[Pages as source code]
──────

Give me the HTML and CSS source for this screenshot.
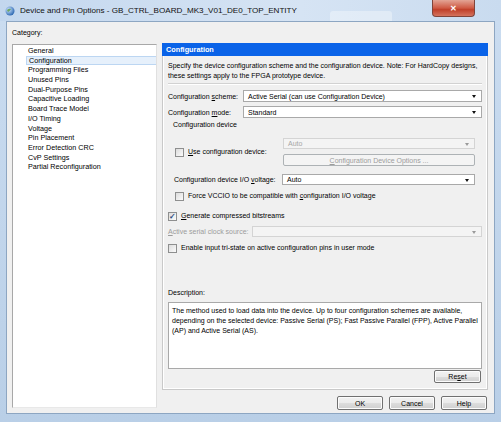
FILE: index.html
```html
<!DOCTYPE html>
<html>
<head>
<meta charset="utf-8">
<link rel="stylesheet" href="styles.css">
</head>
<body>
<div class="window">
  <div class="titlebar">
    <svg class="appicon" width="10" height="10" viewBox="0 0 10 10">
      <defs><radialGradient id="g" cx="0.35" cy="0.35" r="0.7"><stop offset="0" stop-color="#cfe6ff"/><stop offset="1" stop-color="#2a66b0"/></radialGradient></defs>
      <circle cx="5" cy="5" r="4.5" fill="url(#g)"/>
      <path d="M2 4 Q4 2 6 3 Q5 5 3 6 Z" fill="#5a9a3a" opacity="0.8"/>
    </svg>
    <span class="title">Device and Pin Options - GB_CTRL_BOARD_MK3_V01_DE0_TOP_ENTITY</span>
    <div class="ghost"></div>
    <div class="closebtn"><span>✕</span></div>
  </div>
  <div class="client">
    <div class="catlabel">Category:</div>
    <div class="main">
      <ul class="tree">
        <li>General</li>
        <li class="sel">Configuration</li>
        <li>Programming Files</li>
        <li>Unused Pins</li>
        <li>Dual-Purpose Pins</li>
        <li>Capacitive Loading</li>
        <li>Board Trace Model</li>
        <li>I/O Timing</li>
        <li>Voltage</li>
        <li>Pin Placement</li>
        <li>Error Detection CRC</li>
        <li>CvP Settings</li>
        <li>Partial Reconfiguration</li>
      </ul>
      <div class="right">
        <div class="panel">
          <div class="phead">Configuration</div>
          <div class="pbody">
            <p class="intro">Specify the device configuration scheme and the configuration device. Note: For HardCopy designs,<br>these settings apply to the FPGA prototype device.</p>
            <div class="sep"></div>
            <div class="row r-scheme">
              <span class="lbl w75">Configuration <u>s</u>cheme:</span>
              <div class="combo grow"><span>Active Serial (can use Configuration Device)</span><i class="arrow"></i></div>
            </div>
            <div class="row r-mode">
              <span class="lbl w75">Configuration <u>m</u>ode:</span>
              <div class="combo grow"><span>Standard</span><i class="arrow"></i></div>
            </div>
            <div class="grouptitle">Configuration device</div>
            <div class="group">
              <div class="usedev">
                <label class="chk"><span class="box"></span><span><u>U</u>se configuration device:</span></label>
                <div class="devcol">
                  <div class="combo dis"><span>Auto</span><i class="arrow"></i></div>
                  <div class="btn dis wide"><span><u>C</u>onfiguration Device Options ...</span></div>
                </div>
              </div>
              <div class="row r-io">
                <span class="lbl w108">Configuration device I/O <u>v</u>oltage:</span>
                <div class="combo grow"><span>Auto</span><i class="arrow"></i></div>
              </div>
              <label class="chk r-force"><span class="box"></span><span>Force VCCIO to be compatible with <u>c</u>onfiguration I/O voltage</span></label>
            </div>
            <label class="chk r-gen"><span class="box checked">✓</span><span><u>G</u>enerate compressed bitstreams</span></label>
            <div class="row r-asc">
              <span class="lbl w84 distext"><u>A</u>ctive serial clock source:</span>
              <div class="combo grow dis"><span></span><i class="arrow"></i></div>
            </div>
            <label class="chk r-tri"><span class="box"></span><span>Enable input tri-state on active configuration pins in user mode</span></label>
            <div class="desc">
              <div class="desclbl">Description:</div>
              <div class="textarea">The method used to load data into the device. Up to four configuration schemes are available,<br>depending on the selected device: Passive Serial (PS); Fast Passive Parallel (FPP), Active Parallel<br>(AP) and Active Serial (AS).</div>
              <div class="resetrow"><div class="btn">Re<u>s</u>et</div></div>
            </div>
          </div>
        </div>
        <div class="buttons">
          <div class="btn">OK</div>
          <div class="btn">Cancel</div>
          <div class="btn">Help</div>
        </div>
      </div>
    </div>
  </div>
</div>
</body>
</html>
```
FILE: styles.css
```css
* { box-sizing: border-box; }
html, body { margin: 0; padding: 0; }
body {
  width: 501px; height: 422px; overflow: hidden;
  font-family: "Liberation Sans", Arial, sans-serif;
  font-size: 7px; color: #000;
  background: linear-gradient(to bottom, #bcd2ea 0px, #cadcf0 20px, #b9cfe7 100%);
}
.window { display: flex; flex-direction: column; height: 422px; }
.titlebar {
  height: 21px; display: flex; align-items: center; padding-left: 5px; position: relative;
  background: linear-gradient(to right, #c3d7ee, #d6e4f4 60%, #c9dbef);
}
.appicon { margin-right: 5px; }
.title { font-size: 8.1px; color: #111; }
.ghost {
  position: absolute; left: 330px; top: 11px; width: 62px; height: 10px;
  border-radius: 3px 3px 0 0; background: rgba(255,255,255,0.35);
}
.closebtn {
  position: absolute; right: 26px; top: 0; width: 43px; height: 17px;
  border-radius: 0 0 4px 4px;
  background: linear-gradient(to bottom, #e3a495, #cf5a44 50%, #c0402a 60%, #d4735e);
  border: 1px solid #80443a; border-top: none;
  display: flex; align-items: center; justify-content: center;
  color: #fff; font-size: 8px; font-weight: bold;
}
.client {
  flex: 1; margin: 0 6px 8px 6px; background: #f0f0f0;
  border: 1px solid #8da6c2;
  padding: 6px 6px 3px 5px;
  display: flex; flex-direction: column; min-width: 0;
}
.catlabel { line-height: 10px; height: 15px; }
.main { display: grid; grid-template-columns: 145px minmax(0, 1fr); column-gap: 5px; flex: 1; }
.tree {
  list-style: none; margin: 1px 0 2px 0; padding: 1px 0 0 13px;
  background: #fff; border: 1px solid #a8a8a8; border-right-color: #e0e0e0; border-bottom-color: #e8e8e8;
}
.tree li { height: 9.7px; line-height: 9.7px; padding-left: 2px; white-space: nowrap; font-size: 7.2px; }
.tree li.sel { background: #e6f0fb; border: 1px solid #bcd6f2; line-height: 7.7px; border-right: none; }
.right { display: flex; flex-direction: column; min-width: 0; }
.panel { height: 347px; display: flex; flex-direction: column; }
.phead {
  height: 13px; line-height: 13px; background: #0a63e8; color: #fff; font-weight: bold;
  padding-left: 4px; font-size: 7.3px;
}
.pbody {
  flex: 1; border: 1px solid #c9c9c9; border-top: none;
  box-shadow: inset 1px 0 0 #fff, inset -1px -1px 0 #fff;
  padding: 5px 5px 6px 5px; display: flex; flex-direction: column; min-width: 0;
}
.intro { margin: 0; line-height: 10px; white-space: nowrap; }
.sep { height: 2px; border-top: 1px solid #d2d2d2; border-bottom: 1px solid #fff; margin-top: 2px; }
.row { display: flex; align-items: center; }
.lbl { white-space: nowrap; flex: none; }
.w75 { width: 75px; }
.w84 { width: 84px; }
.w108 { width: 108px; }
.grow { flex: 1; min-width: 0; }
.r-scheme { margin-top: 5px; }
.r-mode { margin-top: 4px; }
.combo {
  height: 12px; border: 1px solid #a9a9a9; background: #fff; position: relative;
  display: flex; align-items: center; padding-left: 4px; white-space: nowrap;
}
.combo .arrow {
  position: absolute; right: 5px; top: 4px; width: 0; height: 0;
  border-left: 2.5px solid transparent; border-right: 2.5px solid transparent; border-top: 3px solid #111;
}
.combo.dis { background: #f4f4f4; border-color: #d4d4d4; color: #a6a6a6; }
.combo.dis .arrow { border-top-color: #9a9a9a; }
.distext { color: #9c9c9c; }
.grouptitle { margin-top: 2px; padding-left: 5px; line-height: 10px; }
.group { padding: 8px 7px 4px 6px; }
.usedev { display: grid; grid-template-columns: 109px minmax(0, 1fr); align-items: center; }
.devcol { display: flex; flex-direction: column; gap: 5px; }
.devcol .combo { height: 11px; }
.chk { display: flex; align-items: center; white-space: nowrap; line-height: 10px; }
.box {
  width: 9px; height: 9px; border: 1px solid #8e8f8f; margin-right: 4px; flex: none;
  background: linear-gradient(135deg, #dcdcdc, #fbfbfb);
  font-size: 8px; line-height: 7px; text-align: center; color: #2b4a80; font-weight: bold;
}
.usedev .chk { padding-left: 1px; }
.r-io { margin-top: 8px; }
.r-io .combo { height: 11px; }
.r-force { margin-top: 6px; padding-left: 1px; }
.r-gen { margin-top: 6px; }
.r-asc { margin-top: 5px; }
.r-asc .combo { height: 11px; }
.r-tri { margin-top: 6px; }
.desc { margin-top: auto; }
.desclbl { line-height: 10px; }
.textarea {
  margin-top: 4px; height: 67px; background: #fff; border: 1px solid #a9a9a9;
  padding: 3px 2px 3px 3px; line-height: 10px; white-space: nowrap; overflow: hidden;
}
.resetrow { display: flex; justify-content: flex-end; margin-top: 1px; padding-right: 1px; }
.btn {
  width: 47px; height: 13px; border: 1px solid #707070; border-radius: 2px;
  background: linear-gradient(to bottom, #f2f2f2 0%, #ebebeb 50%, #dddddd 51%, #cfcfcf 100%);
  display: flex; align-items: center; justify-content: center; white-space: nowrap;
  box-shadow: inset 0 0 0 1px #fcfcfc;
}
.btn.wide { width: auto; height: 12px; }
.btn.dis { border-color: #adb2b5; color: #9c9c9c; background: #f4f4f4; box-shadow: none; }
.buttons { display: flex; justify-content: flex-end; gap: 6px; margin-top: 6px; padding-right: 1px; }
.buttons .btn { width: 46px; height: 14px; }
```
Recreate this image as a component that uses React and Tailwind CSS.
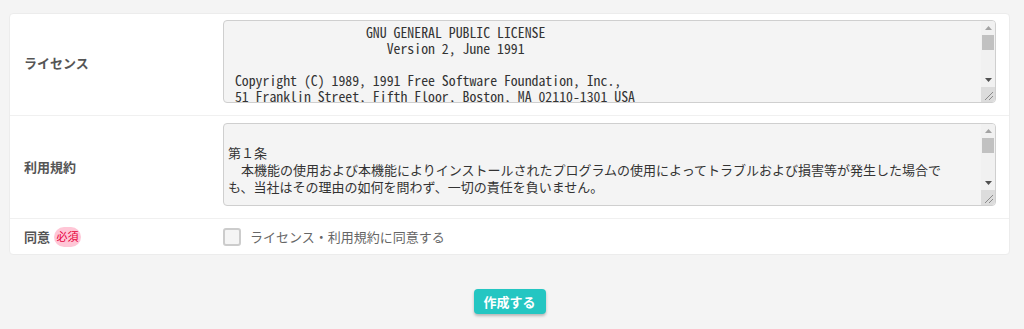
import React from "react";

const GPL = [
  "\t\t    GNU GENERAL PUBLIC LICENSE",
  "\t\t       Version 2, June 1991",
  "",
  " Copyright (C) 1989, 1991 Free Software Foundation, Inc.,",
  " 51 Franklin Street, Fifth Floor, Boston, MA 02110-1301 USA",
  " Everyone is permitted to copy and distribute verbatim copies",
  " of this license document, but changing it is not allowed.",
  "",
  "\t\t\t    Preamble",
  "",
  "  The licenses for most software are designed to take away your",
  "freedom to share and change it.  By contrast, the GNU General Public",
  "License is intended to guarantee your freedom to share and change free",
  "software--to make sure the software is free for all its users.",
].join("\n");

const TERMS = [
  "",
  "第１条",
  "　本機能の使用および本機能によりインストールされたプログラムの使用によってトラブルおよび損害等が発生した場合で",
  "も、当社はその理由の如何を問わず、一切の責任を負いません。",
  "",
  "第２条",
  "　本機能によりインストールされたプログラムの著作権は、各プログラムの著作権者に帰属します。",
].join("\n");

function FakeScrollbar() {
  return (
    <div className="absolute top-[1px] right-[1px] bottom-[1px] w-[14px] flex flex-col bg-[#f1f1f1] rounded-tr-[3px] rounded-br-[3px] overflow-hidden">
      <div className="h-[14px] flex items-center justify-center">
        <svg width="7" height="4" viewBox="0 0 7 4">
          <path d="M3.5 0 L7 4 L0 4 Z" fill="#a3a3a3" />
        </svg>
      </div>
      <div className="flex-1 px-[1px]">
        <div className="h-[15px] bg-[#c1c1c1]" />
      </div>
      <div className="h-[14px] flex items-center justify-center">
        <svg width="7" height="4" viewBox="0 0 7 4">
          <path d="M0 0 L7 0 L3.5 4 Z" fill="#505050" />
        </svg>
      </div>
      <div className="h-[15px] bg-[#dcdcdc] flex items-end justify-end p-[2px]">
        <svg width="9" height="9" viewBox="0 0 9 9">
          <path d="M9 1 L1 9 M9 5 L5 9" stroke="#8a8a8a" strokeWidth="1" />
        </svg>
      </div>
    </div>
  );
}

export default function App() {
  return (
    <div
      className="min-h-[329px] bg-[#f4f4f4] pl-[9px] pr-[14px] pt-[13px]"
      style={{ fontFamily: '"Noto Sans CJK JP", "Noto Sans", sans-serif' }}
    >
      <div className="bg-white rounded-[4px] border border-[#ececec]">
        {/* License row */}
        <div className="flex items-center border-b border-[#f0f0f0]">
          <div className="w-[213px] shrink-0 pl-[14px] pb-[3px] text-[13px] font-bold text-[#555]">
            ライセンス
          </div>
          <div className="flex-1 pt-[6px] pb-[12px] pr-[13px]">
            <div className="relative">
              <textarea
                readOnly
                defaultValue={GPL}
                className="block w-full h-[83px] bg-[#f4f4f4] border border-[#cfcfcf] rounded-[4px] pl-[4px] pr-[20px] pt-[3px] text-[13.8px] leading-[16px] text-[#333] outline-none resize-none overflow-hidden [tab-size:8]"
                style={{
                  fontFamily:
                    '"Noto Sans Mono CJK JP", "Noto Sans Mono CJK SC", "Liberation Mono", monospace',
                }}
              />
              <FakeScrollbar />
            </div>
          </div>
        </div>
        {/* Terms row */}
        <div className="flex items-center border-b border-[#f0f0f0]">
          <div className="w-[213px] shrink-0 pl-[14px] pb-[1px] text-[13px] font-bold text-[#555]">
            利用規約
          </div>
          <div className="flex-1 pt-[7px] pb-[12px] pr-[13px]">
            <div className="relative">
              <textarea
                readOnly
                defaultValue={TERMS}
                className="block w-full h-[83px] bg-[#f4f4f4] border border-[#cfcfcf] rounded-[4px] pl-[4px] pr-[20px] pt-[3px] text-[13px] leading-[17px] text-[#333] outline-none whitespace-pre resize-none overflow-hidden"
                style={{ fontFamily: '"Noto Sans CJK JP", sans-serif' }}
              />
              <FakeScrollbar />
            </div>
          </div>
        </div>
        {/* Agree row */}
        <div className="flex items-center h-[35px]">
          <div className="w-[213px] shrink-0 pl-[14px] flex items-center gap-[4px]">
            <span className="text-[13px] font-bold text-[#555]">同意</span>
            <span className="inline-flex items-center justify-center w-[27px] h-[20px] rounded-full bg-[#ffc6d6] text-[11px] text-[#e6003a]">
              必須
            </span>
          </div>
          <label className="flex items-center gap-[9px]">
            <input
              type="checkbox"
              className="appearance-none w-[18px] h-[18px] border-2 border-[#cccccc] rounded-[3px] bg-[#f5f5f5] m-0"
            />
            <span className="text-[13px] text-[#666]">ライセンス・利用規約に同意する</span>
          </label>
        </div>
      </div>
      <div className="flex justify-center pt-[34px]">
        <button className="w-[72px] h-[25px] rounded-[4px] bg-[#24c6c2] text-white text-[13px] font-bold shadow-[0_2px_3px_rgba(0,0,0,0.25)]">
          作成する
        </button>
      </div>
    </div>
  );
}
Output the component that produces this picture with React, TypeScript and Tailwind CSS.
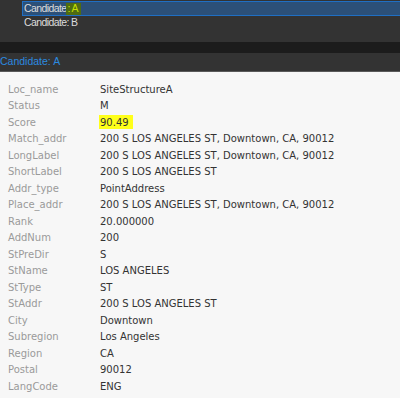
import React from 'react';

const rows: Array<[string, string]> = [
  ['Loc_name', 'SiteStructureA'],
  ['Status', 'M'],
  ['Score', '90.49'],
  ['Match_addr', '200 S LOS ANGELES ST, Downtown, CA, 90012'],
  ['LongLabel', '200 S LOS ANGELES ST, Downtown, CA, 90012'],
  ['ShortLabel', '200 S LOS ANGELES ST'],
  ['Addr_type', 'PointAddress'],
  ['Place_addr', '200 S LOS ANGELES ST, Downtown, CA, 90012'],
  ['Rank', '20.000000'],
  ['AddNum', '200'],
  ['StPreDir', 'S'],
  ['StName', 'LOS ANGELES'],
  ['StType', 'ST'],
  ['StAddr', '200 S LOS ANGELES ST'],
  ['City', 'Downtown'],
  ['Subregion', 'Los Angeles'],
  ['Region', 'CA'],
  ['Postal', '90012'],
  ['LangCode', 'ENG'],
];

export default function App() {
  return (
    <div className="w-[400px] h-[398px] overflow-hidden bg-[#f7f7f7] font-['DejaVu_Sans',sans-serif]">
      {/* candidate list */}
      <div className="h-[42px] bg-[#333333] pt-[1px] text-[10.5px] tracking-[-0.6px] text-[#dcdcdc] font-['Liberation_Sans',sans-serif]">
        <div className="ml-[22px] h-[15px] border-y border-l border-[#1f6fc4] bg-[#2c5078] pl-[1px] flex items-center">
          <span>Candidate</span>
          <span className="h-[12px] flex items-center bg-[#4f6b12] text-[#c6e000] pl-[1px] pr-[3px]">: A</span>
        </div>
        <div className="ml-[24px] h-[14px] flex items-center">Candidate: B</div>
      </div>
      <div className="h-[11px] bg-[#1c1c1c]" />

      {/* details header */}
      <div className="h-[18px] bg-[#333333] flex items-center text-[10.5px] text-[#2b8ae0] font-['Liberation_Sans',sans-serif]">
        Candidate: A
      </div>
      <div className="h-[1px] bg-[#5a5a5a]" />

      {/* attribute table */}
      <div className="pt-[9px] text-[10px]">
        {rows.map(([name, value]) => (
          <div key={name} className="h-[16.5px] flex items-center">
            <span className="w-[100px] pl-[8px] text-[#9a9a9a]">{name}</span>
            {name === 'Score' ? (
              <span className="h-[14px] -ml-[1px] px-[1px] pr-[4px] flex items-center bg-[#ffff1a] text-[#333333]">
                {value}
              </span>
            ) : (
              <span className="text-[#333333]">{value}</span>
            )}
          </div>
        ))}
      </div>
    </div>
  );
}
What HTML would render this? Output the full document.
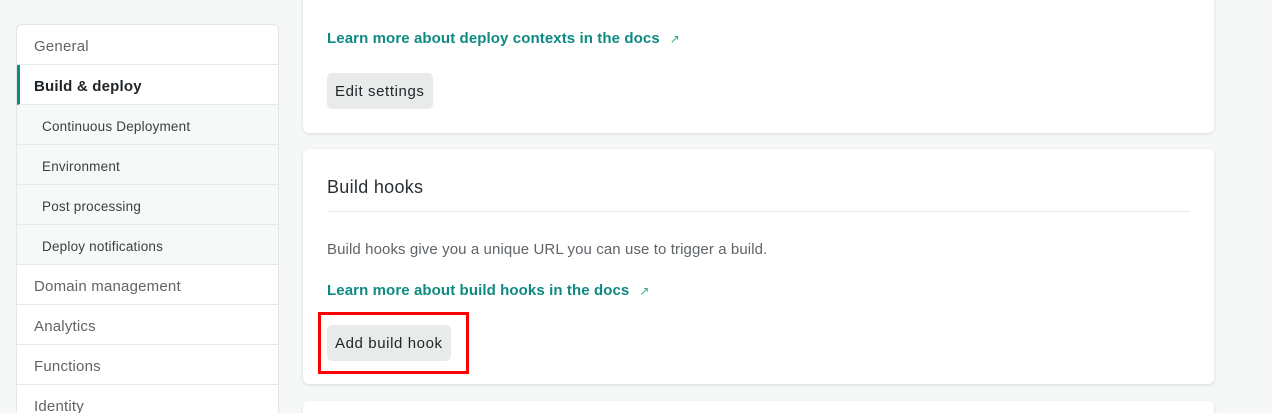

──────

What is asked
Start at the line with "Output the component", stop at the line with "import React from 'react';", both lines included, and repeat that span exactly without its pictures.

Output for this task
Output the component that produces this picture with React, TypeScript and Tailwind CSS.
import React from 'react';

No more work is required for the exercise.